--- Data ---
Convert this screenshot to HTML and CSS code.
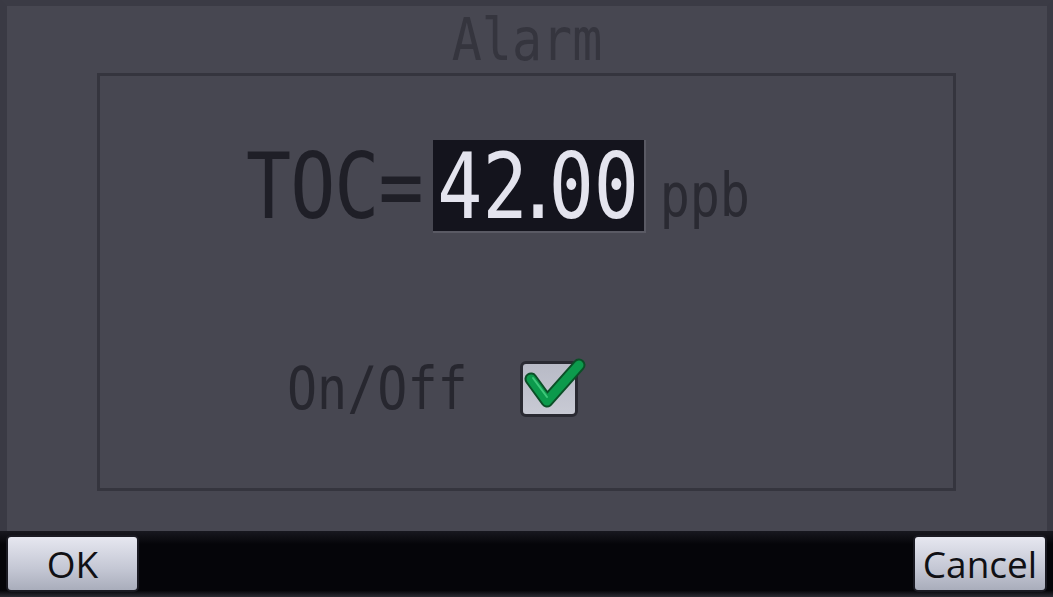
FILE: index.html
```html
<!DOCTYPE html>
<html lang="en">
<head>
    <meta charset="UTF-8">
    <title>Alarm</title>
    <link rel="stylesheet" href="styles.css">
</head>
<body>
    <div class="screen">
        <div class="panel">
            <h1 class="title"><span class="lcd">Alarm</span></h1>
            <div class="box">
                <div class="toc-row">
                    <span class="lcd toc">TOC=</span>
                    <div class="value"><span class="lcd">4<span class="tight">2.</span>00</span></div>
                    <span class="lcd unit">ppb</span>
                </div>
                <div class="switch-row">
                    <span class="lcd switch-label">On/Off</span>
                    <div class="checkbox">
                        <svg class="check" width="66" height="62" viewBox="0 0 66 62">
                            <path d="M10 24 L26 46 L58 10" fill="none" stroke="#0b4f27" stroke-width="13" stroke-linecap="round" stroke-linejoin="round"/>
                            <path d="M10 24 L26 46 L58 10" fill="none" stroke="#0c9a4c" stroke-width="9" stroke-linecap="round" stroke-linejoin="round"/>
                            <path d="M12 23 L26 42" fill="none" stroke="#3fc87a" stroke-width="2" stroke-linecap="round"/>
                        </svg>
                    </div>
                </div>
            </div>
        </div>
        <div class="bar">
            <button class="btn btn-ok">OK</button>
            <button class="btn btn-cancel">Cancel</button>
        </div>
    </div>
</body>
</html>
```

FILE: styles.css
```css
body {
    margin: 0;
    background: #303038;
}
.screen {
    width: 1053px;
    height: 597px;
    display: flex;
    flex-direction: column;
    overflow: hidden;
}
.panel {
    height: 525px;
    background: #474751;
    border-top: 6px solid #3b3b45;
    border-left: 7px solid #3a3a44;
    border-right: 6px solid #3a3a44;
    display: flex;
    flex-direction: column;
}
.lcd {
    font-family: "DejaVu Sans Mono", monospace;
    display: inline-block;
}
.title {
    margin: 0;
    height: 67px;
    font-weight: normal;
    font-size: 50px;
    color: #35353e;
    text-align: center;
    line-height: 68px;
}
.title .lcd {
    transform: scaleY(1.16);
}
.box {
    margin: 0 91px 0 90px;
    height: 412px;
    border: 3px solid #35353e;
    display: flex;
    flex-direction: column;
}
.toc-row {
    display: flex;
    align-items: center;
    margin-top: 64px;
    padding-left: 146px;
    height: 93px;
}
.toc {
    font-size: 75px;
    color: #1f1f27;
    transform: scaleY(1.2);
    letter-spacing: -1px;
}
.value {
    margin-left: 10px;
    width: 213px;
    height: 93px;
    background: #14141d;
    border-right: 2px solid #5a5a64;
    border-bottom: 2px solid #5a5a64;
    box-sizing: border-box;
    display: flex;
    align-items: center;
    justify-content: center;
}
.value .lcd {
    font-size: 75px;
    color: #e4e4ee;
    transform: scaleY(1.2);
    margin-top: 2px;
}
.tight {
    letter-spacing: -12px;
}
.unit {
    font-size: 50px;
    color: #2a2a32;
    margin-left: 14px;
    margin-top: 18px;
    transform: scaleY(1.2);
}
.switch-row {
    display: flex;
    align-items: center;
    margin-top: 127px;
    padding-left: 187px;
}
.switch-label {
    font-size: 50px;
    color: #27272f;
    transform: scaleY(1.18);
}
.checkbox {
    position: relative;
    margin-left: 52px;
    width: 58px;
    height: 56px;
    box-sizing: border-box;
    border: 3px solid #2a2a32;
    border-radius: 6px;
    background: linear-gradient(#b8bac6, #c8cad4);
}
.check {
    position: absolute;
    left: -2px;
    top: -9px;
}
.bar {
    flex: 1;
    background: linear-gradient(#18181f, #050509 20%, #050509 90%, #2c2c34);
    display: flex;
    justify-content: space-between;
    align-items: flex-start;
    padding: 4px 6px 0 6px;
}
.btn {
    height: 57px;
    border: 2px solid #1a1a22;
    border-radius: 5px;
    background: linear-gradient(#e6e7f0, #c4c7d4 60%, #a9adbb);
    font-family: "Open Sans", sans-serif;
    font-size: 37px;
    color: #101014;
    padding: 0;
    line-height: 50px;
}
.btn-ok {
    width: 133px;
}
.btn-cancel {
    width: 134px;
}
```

--- What this task involves ---
All the lines above are to be reproduced exactly, except the pictures.

--- Solution to this task ---
Convert this screenshot to HTML and CSS code.
FILE: index.html
```html
<!DOCTYPE html>
<html lang="en">
<head>
    <meta charset="UTF-8">
    <title>Alarm</title>
    <link rel="stylesheet" href="styles.css">
</head>
<body>
    <div class="screen">
        <div class="panel">
            <h1 class="title"><span class="lcd">Alarm</span></h1>
            <div class="box">
                <div class="toc-row">
                    <span class="lcd toc">TOC=</span>
                    <div class="value"><span class="lcd">4<span class="tight">2.</span>00</span></div>
                    <span class="lcd unit">ppb</span>
                </div>
                <div class="switch-row">
                    <span class="lcd switch-label">On/Off</span>
                    <div class="checkbox">
                        <svg class="check" width="66" height="62" viewBox="0 0 66 62">
                            <path d="M10 24 L26 46 L58 10" fill="none" stroke="#0b4f27" stroke-width="13" stroke-linecap="round" stroke-linejoin="round"/>
                            <path d="M10 24 L26 46 L58 10" fill="none" stroke="#0c9a4c" stroke-width="9" stroke-linecap="round" stroke-linejoin="round"/>
                            <path d="M12 23 L26 42" fill="none" stroke="#3fc87a" stroke-width="2" stroke-linecap="round"/>
                        </svg>
                    </div>
                </div>
            </div>
        </div>
        <div class="bar">
            <button class="btn btn-ok">OK</button>
            <button class="btn btn-cancel">Cancel</button>
        </div>
    </div>
</body>
</html>
```

FILE: styles.css
```css
body {
    margin: 0;
    background: #303038;
}
.screen {
    width: 1053px;
    height: 597px;
    display: flex;
    flex-direction: column;
    overflow: hidden;
}
.panel {
    height: 525px;
    background: #474751;
    border-top: 6px solid #3b3b45;
    border-left: 7px solid #3a3a44;
    border-right: 6px solid #3a3a44;
    display: flex;
    flex-direction: column;
}
.lcd {
    font-family: "DejaVu Sans Mono", monospace;
    display: inline-block;
}
.title {
    margin: 0;
    height: 67px;
    font-weight: normal;
    font-size: 50px;
    color: #35353e;
    text-align: center;
    line-height: 68px;
}
.title .lcd {
    transform: scaleY(1.16);
}
.box {
    margin: 0 91px 0 90px;
    height: 412px;
    border: 3px solid #35353e;
    display: flex;
    flex-direction: column;
}
.toc-row {
    display: flex;
    align-items: center;
    margin-top: 64px;
    padding-left: 146px;
    height: 93px;
}
.toc {
    font-size: 75px;
    color: #1f1f27;
    transform: scaleY(1.2);
    letter-spacing: -1px;
}
.value {
    margin-left: 10px;
    width: 213px;
    height: 93px;
    background: #14141d;
    border-right: 2px solid #5a5a64;
    border-bottom: 2px solid #5a5a64;
    box-sizing: border-box;
    display: flex;
    align-items: center;
    justify-content: center;
}
.value .lcd {
    font-size: 75px;
    color: #e4e4ee;
    transform: scaleY(1.2);
    margin-top: 2px;
}
.tight {
    letter-spacing: -12px;
}
.unit {
    font-size: 50px;
    color: #2a2a32;
    margin-left: 14px;
    margin-top: 18px;
    transform: scaleY(1.2);
}
.switch-row {
    display: flex;
    align-items: center;
    margin-top: 127px;
    padding-left: 187px;
}
.switch-label {
    font-size: 50px;
    color: #27272f;
    transform: scaleY(1.18);
}
.checkbox {
    position: relative;
    margin-left: 52px;
    width: 58px;
    height: 56px;
    box-sizing: border-box;
    border: 3px solid #2a2a32;
    border-radius: 6px;
    background: linear-gradient(#b8bac6, #c8cad4);
}
.check {
    position: absolute;
    left: -2px;
    top: -9px;
}
.bar {
    flex: 1;
    background: linear-gradient(#18181f, #050509 20%, #050509 90%, #2c2c34);
    display: flex;
    justify-content: space-between;
    align-items: flex-start;
    padding: 4px 6px 0 6px;
}
.btn {
    height: 57px;
    border: 2px solid #1a1a22;
    border-radius: 5px;
    background: linear-gradient(#e6e7f0, #c4c7d4 60%, #a9adbb);
    font-family: "Open Sans", sans-serif;
    font-size: 37px;
    color: #101014;
    padding: 0;
    line-height: 50px;
}
.btn-ok {
    width: 133px;
}
.btn-cancel {
    width: 134px;
}
```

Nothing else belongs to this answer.